Dikejar Profit, Haruskah Semua Bikin ‘Startup Kuliner’?
Kolom oleh: Direktur Digital Business Telkom Indonesia, Fajrin Rasyid.
Uzone.id – Banyak yang bilang, kalau mau bikin usaha yang cepat laris, maka jualanlah makanan (dan minuman). Tak heran jika sekarang ada kategori startup kuliner (food & beverages / F&B) dan bisnisnya pun dianggap menggiurkan.Sebut saja beberapa pemain besar seperti Ismaya, Hangry, hingga startup enabler UMKM kuliner Wahyoo. Sepanjang 2022, startup kuliner ini diam-diam berhasil dilirik para investor dengan suntikan dana mencapai ratusan miliar rupiah.
Tak lupa startup yang menyediakan platform teknologinya untuk menyuguhkan solusi food waste seperti Surplus Indonesia dan Garda Pangan. Banyak juga yang mengambil ceruk kebutuhan diet dengan menawarkan layanan katering.
Sektor makanan secara keseluruhan merupakan sektor yang menarik karena sebagai kebutuhan primer, sektor ini akan terus tumbuh. Namun demikian, persaingan di sektor ini sangat ketat. Oleh karena itu, ada beberapa hal yang perlu diperhatikan.
Pertama, soal potensi cuan. Memang biasanya secara margin, industri kuliner memiliki margin yang besar. Hal penting yang perlu diketahui, pelaku industri kuliner mesti berhati-hati dengan bahan baku yang rentan berubah harganya, seperti cabai. Jika tidak diatur, hal ini dapat sangat menggerus margin.
Kedua, soal quality control. Bisnis kuliner yang berlokasi di satu tempat biasanya secara kualitas akan terjaga dengan baik karena dioperasikan oleh sedikit orang yang biasanya merupakan koki atau orang yang berpengalaman.
Sebaliknya, startup kuliner yang mengejar skala besar otomatis mengandalkan penjualan di banyak cabang. Tantangan yang harus dipenuhi adalah memastikan setiap cabang memiliki kualitas yang sama baiknya.
Salah satu caranya adalah dengan membangun central kitchen yang kemudian mengirimkan hasil olahan makanan ke setiap cabang. Dengan demikian, cabang hanya melakukan sedikit pemrosesan makanan (menghangatkan atau semacamnya) sebelum kemudian disajikan kepada pelanggan.

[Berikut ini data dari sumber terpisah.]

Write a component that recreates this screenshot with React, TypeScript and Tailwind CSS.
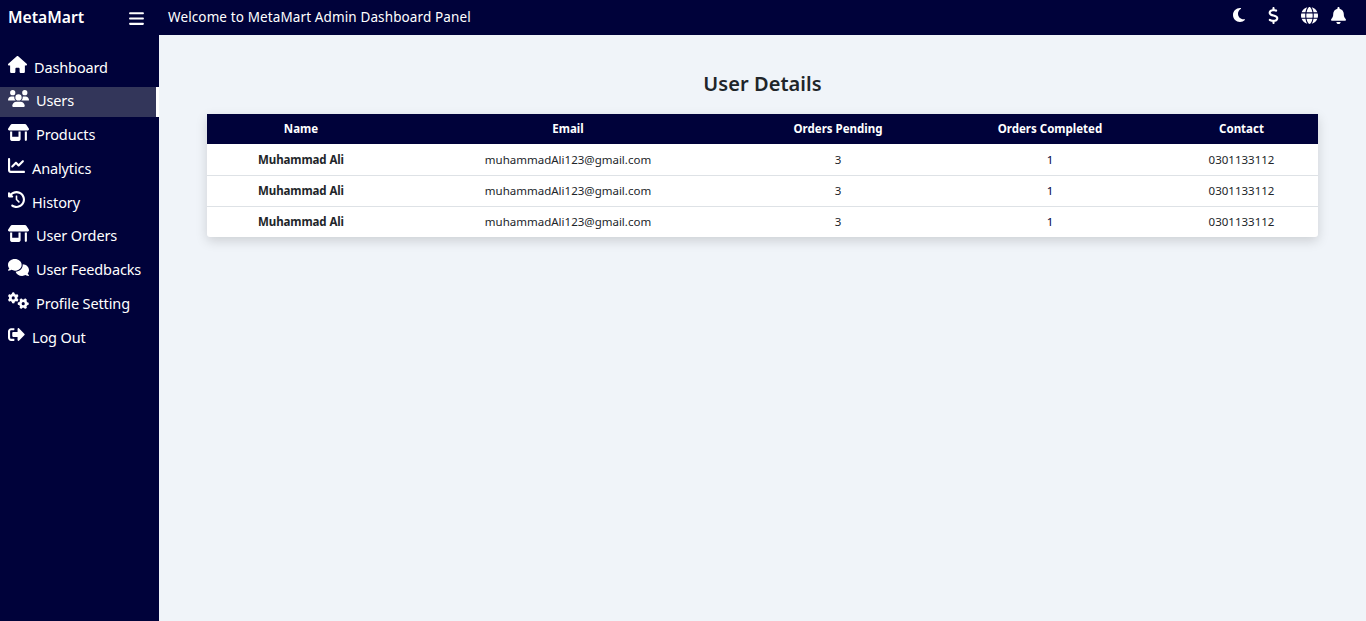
import { FaHouse, FaUsers, FaShop, FaChartLine, FaClockRotateLeft, FaComments, FaGears, FaMoon, FaDollarSign, FaGlobe, FaBell, FaBars } from "react-icons/fa6";
import { FaSignOutAlt } from "react-icons/fa";

const nav = [
  { label: "Dashboard", Icon: FaHouse, size: 19, gap: "gap-[7px]" },
  { label: "Users", Icon: FaUsers, size: 21, gap: "gap-[7px]", active: true },
  { label: "Products", Icon: FaShop, size: 21, gap: "gap-[7px]" },
  { label: "Analytics", Icon: FaChartLine, size: 17, gap: "gap-[7px]" },
  { label: "History", Icon: FaClockRotateLeft, size: 17, gap: "gap-[7px]" },
  { label: "User Orders", Icon: FaShop, size: 21, gap: "gap-[7px]" },
  { label: "User Feedbacks", Icon: FaComments, size: 21, gap: "gap-[7px]" },
  { label: "Profile Setting", Icon: FaGears, size: 21, gap: "gap-[7px]" },
  { label: "Log Out", Icon: FaSignOutAlt, size: 17, gap: "gap-[7px]" },
];

const rows = [0, 1, 2];

export default function App() {
  return (
    <div className="flex h-[621px] w-[1366px] overflow-hidden bg-[#f0f4f9] font-['Noto_Sans',sans-serif] text-[#212529]">
      <aside className="flex h-full w-[159px] shrink-0 flex-col bg-[#00023a] text-white">
        <div className="flex h-[36px] items-center justify-between pl-2 pr-[14px]">
          <span className="text-[15.7px] font-semibold">MetaMart</span>
          <FaBars size={17} />
        </div>
        <nav className="mt-[17px] flex flex-col">
          {nav.map(({ label, Icon, size, gap, active }) => (
            <div
              key={label}
              className={`mb-[3.75px] flex h-[30px] items-center pl-2 ${gap} ${active ? "border-r-[3px] border-white bg-[#33365a]" : ""}`}
            >
              <span className="-mt-[7px] flex shrink-0 justify-start">
                <Icon size={size} />
              </span>
              <span className="-mt-[1px] text-[14.5px] tracking-[-0.13px]">{label}</span>
            </div>
          ))}
        </nav>
      </aside>
      <main className="flex min-w-0 flex-1 flex-col">
        <header className="flex h-[35px] shrink-0 items-center justify-between bg-[#00023a] pl-[9px] text-white">
          <span className="-mt-[1px] text-[13.5px] tracking-[0.12px]">Welcome to MetaMart Admin Dashboard Panel</span>
          <div className="-mt-[5px] h-[35px] w-[136px]">
            <div className="flex h-full items-center">
              <FaMoon size={16} className="ml-[1px]" />
              <FaDollarSign size={17} className="ml-[18px]" />
              <FaGlobe size={17} className="ml-[19px]" />
              <FaBell size={17} className="ml-[12px]" />
            </div>
          </div>
        </header>
        <section className="px-12 pt-[34px]">
          <h1 className="mb-[16px] h-[29px] text-center text-[20px] leading-[29px] font-semibold tracking-[0.05px]">User Details</h1>
          <div className="w-[1111px] overflow-hidden rounded-b-[3px] bg-white shadow-[0_4px_12px_rgba(0,0,0,0.15)]">
            <table className="w-full table-fixed border-collapse text-center text-[11.5px]">
              <colgroup>
                <col className="w-[188px]" />
                <col className="w-[346px]" />
                <col className="w-[194px]" />
                <col className="w-[230px]" />
                <col className="w-[153px]" />
              </colgroup>
              <thead>
                <tr className="h-[30px] bg-[#00023a] text-white">
                  <th className="font-bold">Name</th>
                  <th className="font-bold">Email</th>
                  <th className="font-bold">Orders Pending</th>
                  <th className="font-bold">Orders Completed</th>
                  <th className="font-bold">Contact</th>
                </tr>
              </thead>
              <tbody>
                {rows.map((r) => (
                  <tr key={r} className={`h-[31px] ${r < 2 ? "border-b border-[#dee2e6]" : ""}`}>
                    <td className="font-bold tracking-[-0.1px]">Muhammad Ali</td>
                    <td>muhammadAli123@gmail.com</td>
                    <td>3</td>
                    <td className="text-[#00023a]">1</td>
                    <td>0301133112</td>
                  </tr>
                ))}
              </tbody>
            </table>
          </div>
        </section>
      </main>
    </div>
  );
}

Ketiga, soal keberlanjutan. Cukup banyak bisnis kuliner yang melejit karena hype namun kemudian turun atau hilang. Dalam hal ini, konsumen datang ke kuliner tersebut untuk mengikuti tren. Namun, setelah tren tersebut turun, konsumen tidak lagi datang ke sana.
Oleh karena itu, meskipun mengikuti tren itu baik, namun yang lebih penting adalah melahirkan alasan bagi konsumen untuk terus datang ke kuliner tersebut. Ujung-ujungnya, ini akan kembali kepada value yang ditawarkan. Apakah itu rasa yang baik, harga yang terjangkau, atau kombinasi keduanya.
Pada akhirnya, sama seperti bisnis lainnya, startup kuliner juga mesti memecahkan masalah yang dihadapi oleh pelanggan. Oleh karena itu, penting untuk terus melibatkan pelanggan dalam menjalankan usaha ini. Selamat membangung bisnis di bidang kuliner!